Grizzly bears

Grizzly bear attacks on humans are most common in surprise close encounters.

Wildlife in western Montana has taken a beating in recent weeks, with two grizzly bear cubs killed on railroad tracks recently southeast of Trego and a bull moose poached southwest of Clinton.

The death of the two cubs brings the total to 44 known or probable grizzly bear mortalities in the Northern Continental Divide Ecosystem (NCDE) across northwest Montana, challenging the troubling record of 46 deaths last year.

Grizzly bears are listed as threatened in the lower 48 states under the Endangered Species Act.

Of the 2019 mortalities, eight involved train collisions, which is the most in a single year on record.

The Missoulian reported last week that six grizzlies died in about a one-week period on the eastern side of the NCDE between Glacier National Park and on or near the Blackfeet Reservation in weather-related incidents.

Of those, three were hit by trains and two were hit by vehicles outside the reservation while they were feeding on cattle carcasses left over from the early season snowstorms, said Cassie Powell, a grizzly bear/human conflict specialist for the Blackfeet Nation.

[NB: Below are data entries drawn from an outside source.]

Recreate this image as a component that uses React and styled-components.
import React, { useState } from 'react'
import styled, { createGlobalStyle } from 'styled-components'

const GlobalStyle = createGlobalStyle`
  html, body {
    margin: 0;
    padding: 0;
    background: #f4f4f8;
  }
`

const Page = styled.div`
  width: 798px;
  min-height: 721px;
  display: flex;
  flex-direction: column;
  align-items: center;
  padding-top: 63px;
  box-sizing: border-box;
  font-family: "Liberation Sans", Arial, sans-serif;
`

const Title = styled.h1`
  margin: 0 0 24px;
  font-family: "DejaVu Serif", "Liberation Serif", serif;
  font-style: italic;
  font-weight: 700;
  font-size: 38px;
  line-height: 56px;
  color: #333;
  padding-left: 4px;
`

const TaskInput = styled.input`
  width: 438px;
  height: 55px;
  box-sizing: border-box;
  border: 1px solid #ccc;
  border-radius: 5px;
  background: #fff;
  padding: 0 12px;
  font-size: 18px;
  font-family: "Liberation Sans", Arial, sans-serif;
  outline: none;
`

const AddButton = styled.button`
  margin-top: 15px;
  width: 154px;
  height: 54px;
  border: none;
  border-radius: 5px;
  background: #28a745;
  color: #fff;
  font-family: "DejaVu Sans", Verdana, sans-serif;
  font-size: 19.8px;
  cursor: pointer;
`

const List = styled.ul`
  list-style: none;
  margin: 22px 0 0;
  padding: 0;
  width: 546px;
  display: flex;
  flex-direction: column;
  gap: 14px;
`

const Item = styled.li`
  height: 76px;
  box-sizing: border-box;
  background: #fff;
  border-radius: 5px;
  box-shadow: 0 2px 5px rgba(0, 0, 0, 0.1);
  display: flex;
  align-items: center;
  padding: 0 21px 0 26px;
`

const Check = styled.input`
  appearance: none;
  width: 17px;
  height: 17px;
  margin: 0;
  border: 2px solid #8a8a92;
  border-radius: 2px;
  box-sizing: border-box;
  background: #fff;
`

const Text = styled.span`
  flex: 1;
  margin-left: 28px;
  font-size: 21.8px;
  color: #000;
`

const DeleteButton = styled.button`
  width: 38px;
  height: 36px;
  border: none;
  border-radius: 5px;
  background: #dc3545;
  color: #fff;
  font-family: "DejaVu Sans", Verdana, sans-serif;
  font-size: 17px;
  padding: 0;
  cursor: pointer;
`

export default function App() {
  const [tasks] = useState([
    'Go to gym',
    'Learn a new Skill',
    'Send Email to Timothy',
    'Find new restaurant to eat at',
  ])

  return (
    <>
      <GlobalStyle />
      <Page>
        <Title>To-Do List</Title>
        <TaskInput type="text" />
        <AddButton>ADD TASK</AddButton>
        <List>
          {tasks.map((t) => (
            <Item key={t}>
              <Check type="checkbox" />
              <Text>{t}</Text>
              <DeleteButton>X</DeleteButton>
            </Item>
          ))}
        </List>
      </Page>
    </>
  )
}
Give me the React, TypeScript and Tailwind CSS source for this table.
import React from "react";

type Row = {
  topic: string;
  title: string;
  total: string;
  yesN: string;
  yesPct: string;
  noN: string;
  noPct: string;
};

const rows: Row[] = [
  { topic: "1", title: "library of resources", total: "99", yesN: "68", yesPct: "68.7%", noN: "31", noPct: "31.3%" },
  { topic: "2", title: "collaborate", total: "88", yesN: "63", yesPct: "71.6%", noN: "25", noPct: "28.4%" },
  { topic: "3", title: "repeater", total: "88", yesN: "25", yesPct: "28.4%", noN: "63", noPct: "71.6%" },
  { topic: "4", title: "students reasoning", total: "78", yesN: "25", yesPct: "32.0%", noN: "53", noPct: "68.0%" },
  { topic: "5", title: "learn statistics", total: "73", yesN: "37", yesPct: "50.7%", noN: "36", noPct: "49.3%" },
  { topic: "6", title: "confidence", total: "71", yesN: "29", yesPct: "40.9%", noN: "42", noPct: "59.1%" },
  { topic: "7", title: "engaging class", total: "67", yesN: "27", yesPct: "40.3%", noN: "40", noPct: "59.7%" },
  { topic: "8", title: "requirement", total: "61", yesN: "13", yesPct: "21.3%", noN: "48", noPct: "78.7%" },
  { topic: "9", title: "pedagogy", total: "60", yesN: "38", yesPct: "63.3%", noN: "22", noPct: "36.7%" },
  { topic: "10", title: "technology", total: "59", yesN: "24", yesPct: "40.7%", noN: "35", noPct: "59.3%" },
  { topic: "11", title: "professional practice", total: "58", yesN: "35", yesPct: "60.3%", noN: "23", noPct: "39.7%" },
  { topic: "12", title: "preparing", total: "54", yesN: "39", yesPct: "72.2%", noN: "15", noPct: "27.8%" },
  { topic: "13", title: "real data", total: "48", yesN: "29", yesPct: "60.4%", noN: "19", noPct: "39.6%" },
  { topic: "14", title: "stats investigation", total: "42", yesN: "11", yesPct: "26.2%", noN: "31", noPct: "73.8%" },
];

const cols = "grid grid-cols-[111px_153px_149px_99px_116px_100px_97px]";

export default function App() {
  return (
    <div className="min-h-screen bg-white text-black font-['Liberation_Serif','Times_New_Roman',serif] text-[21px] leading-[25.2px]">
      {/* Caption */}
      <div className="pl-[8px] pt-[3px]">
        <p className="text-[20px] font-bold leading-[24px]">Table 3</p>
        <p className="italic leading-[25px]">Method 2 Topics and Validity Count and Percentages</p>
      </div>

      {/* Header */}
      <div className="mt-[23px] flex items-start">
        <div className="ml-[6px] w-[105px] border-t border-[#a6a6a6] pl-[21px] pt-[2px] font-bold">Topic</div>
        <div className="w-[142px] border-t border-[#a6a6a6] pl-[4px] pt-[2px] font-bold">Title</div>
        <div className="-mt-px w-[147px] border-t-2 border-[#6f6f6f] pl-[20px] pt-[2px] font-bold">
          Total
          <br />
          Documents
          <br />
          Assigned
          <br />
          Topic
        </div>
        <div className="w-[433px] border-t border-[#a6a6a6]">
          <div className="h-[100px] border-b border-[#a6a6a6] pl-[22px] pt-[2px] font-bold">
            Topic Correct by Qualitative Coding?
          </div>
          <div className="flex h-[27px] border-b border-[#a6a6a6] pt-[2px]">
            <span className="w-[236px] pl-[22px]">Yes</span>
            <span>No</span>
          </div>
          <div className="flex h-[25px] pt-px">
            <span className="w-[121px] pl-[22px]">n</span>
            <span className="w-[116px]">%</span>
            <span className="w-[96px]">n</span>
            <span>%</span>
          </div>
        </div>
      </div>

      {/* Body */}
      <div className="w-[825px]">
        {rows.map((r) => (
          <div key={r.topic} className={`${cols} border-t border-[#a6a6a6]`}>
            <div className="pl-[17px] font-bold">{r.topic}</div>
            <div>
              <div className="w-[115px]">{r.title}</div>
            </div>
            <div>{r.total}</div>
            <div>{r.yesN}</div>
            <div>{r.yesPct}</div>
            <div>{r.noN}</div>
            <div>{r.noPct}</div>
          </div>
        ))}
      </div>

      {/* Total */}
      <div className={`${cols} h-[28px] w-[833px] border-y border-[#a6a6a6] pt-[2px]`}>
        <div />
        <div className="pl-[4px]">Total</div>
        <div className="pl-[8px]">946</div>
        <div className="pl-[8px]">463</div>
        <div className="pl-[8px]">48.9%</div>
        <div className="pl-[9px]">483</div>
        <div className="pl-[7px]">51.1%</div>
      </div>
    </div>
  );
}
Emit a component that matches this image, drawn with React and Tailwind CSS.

The sixth mortality involved a grizzly put down east of Rogers Pass for killing cattle.

Those deaths brought the total last Friday to 38 grizzly bears who died that were considered NCDE bears. Since then, the two cubs found Tuesday are included in the tally, as are two grizzlies killed earlier this year on the Blackfeet Reservation — one due to cattle predation and the other young female grizzly killed by a male grizzly.

Dillion Tabish, a Region 1 spokesperson for Montana Fish, Wildlife and Parks, said two other bears that were radio-collared in the NCDE moved through Glacier and crossed the Canadian border, where they were shot by a landowner. That case is under investigation.

Those 44 known mortalities in 2019, coupled with the record 46 bears that died in the Northern Continental Divide Ecosystem in 2018, total close to 10% of the 1,000-plus grizzlies estimated to live within the 5.7 million acres of the NCDE, which spans both sides of the Continental Divide including Glacier National Park and some national forests and reservations.

Tabish said that while this isn’t a cause for concern yet, any NCDE grizzly mortality is unfortunate.

“We are a month or so away from bears going into the dens, so unfortunately we can have more, and any single mortality is unfortunate,” Tabish said. “With the expanding grizzly population in an area that’s growing with people, the loss from trains, vehicles and livestock predation is unfortunate but correlates with more bears and more people on the landscape.”

Tabish added that since 1999, a total of 43 bears have been killed after collisions with trains. The bears’ deaths from trains spiked in the 1990s and early 2000s after grain from trains was spilling onto the tracks. The railroads made a commitment to reduce those attractants and the number of train-related mortalities dropped.

This year saw 22 removals by agencies, including two that were relocated to augment the Cabinet-Yaak grizzly population; the eight killed by trains; five killed by vehicles; one each put down for defense of life and property; three shootings that are under investigation; one death from natural causes and three deaths that are under investigation.

Tabish said the two cub deaths that were reported Tuesday were found by U.S. Forest Service employees. They’re not sure how long the young-of-the-year cubs’ bodies were there, but the sow wasn’t able to be located.

One cub was a female. The other’s body was too damaged to determine the sex.

The poached bull moose near Clinton was found a few weeks ago in the Swartz Creek area. FWP didn’t immediately announce the death as they followed up leads, but as those dried up they’re asking for the public’s help.

Vivaca Crowser, a Region 2 spokesperson for FWP, said game wardens don’t want to go into details about the poaching, but that wildlife crimes like this often are solved through tips provided by the public.

A photograph of the moose shows its head resting on a log, its antlers intact.

Anyone with information on the poaching is encouraged to contact FWP at 1-800-TIP-MONT (1-800-847-6668). Callers can remain anonymous and could be eligible for up to a $1,000 reward for information that leads to a conviction.